Political experts monitoring the situation share concerns over the prioritization of maintaining power over protecting public welfare. While the government has been saying it is ready for a peaceful resolution with armed groups, experts claim that it has prioritized power over the safety of the people. As a result, they stress that the country will end as a failed state if it continues on this path.
As tensions rise, many citizens no longer view the government as “theirs,” according to Rahel. She fears national dialogue is being used more as a delaying tactic than a genuine effort to include all voices and resolve issues through non-violent participation.
Rahel asserts Ethiopia’s complex challenges demand cooperation beyond just government efforts. However, she states the administration lacks genuine willingness to work with all stakeholders.
“The National Dialogue Initiative appears it is more about buying time and sowing confusion,” Rahel claimed. She alleges the government refuses transitional leadership and excludes key voices from dialogue.

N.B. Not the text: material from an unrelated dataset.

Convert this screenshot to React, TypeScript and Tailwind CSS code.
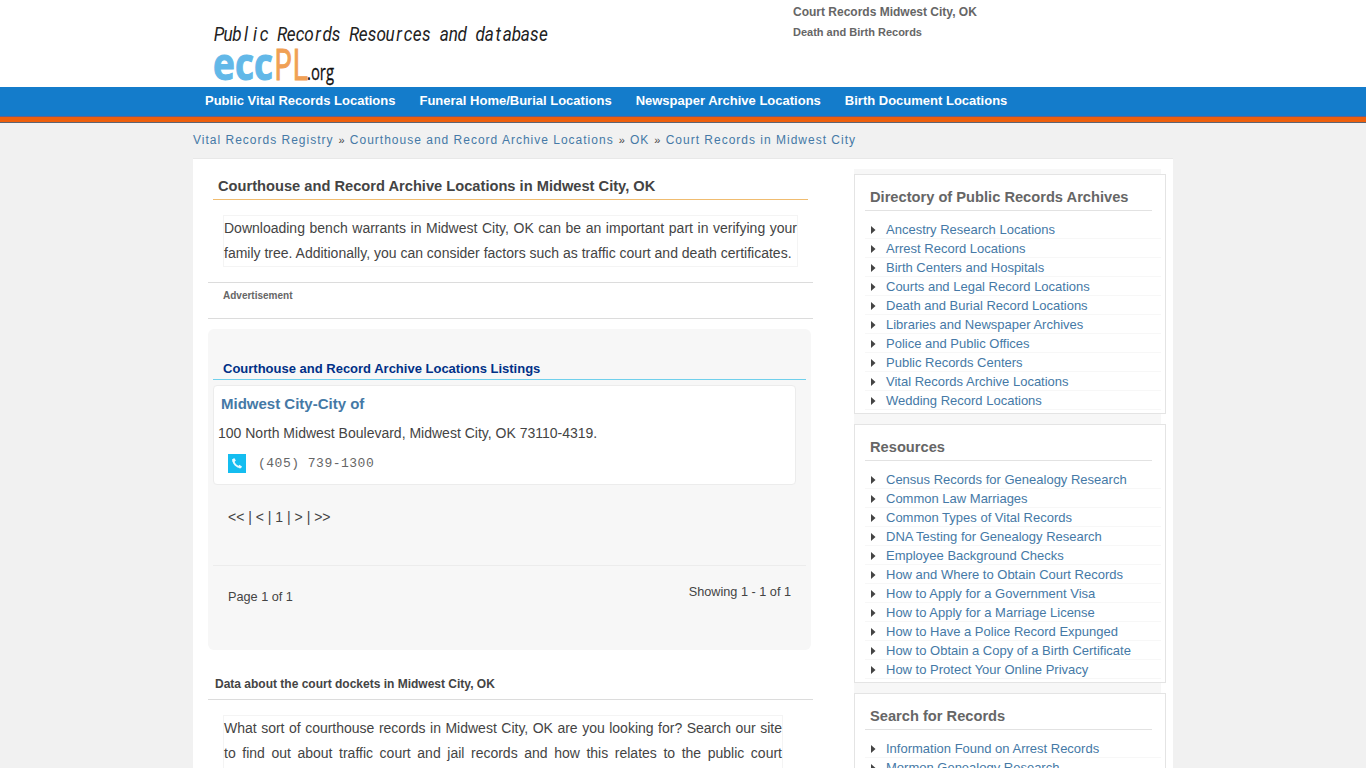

Analysts believe the proliferation of armed groups across Ethiopia is pushing the ruling party towards further militarization of its own forces.
The only solution according to Rahel is transforming Ethiopia’s leadership from a militarized system to civilian democratic governance.
“Since the imperial era, Ethiopia has been ruled by military regimes. Even now, force is being used only to maintain power,” she stated.
Rahel asserted that armed opposition groups also aim to seize control through force, not democratic means. “If the current government falls, any new administration would simply be another military government,” she warned.
In her view, replacing one armed faction with another changes nothing for citizens. “Ethiopians have yet to experience civilian rule since imperial times,” she argued.